Durham, NC-based cinematographer Steve Milligan received his first camera credit for Stephanie Johnes’ jumprope documentary Doubletime, which opened the South by Southwest Film Festival in 2007. Since then he has served as cinematographer on numerous feature documentaries, as well as short-form documentaries, commercials, narrative short films and music videos. His collaborators include Oscar-winners Vanessa Roth Doug Blush, and Emmy-winners Gary Hawkins, Ted Bogosian and Nancy Buirsky. In 2013, The Record Breaker, directed by Brian McGinn, won the audience award at Full Frame and was honored at festivals around the world.
Akiva Fox is one of three artistic directors of Haymaker, a performance company based in Durham, NC. Before that, he spent six years as the Dramaturg and Literary Manager at the Shakespeare Theatre Company of Washington, DC.
About OZ Arts Nashville
As the newest 501(c)3 contemporary arts institution in the midsouth region, OZ Arts' particular style of programming has begun to transform the cultural landscape of Nashville. Utilizing the venue's flexibility, OZ Arts presents the work of leading artists from around the world, offering an intimate context for performing and visual art programs that challenge and inspire a diverse range of curious audiences.
OZ Arts also serves as a catalyst for local creativity through a program called TNT (Thursday Night Things).
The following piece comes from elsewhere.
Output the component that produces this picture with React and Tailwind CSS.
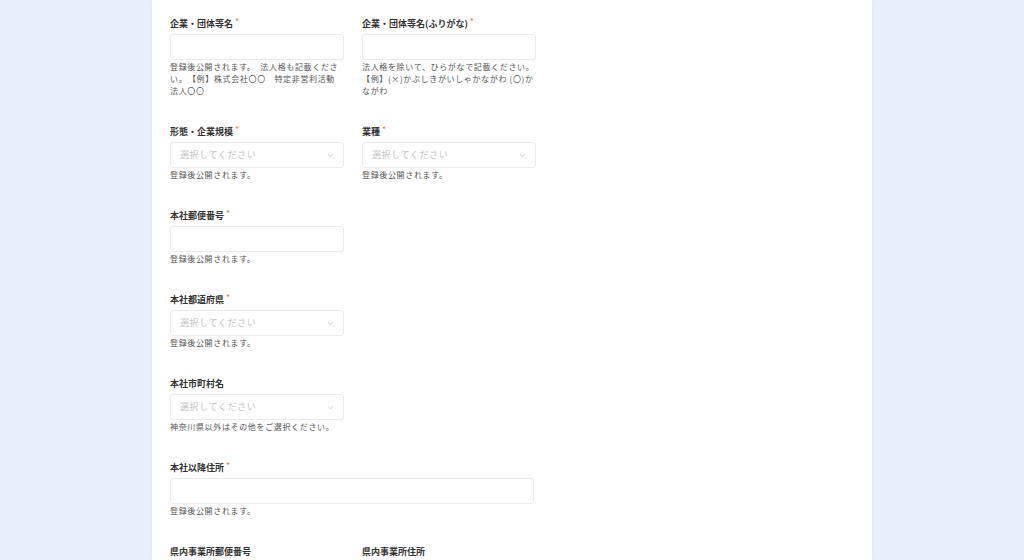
import { ChevronDown } from 'lucide-react'

function Label({ text, required }) {
  return (
    <div className="flex items-start h-[14px] mb-[3px]">
      <span className="text-[9px] font-bold text-[#333] leading-[14px]">{text}</span>
      {required && <span className="text-[9px] text-[#e5844c] leading-[10px] ml-[2px]">*</span>}
    </div>
  )
}

function Help({ children }) {
  return <p className="text-[8px] leading-[12px] tracking-[0.65px] text-[#555] mt-[1px]">{children}</p>
}

function TextInput() {
  return <div className="h-[26px] rounded-[3px] border border-[#ececec] bg-white" />
}

function Select() {
  return (
    <div className="h-[26px] rounded-[3px] border border-[#ececec] bg-white flex items-center justify-between pl-[9px] pr-[8px]">
      <span className="text-[9px] tracking-[0.6px] text-[#c4c4c4]">選択してください</span>
      <ChevronDown size={9} strokeWidth={1.5} className="text-[#b8b8b8]" />
    </div>
  )
}

function Field({ label, required, children, help }) {
  return (
    <div>
      <Label text={label} required={required} />
      {children}
      {help && <Help>{help}</Help>}
    </div>
  )
}

export default function App() {
  return (
    <div
      className="w-[1024px] h-[560px] overflow-hidden bg-[#e8eefc] flex"
      style={{ fontFamily: '"Noto Sans CJK JP", "Noto Sans", sans-serif' }}
    >
      <div className="ml-[152px] w-[720px] h-full bg-white shadow-[0_0_4px_rgba(0,0,0,0.06)] pl-[18px] pt-[17px]">
        <div className="w-[366px] flex flex-col gap-[28px]">
          <div className="grid grid-cols-[174px_174px] gap-x-[18px]">
            <Field
              label="企業・団体等名"
              required
              help={<>登録後公開されます。　法人格も記載ください。　【例】株式会社〇〇　特定非営利活動<br />法人〇〇</>}
            >
              <TextInput />
            </Field>
            <Field label="企業・団体等名(ふりがな)" required help="法人格を除いて、ひらがなで記載ください。【例】(×)かぶしきがいしゃかながわ (〇)かながわ">
              <TextInput />
            </Field>
          </div>
          <div className="grid grid-cols-[174px_174px] gap-x-[18px]">
            <Field label="形態・企業規模" required help="登録後公開されます。">
              <Select />
            </Field>
            <Field label="業種" required help="登録後公開されます。">
              <Select />
            </Field>
          </div>
          <div className="w-[174px]">
            <Field label="本社郵便番号" required help="登録後公開されます。">
              <TextInput />
            </Field>
          </div>
          <div className="w-[174px]">
            <Field label="本社都道府県" required help="登録後公開されます。">
              <Select />
            </Field>
          </div>
          <div className="w-[174px]">
            <Field label="本社市町村名" help="神奈川県以外はその他をご選択ください。">
              <Select />
            </Field>
          </div>
          <div className="w-[364px]">
            <Field label="本社以降住所" required help="登録後公開されます。">
              <TextInput />
            </Field>
          </div>
          <div className="grid grid-cols-[174px_174px] gap-x-[18px]">
            <Field label="県内事業所郵便番号">
              <TextInput />
            </Field>
            <Field label="県内事業所住所">
              <TextInput />
            </Field>
          </div>
        </div>
      </div>
    </div>
  )
}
TNT is a bi-monthly series of unexpected collaborations with Nashville-based artists from varying creative disciplines. OZ Arts' "blank slate" provides a platform onto which these artists can create, develop and present a one-time-only event that would traditionally not be seen in a visual art gallery or theatre.
OZ Arts is located in the former C.A.O. cigar warehouse owned by Nashville’s Ozgener family. Their generosity provided the seed money that breathed new life into the column-free, 10,000 square-foot space nestled amidst artfully landscaped grounds.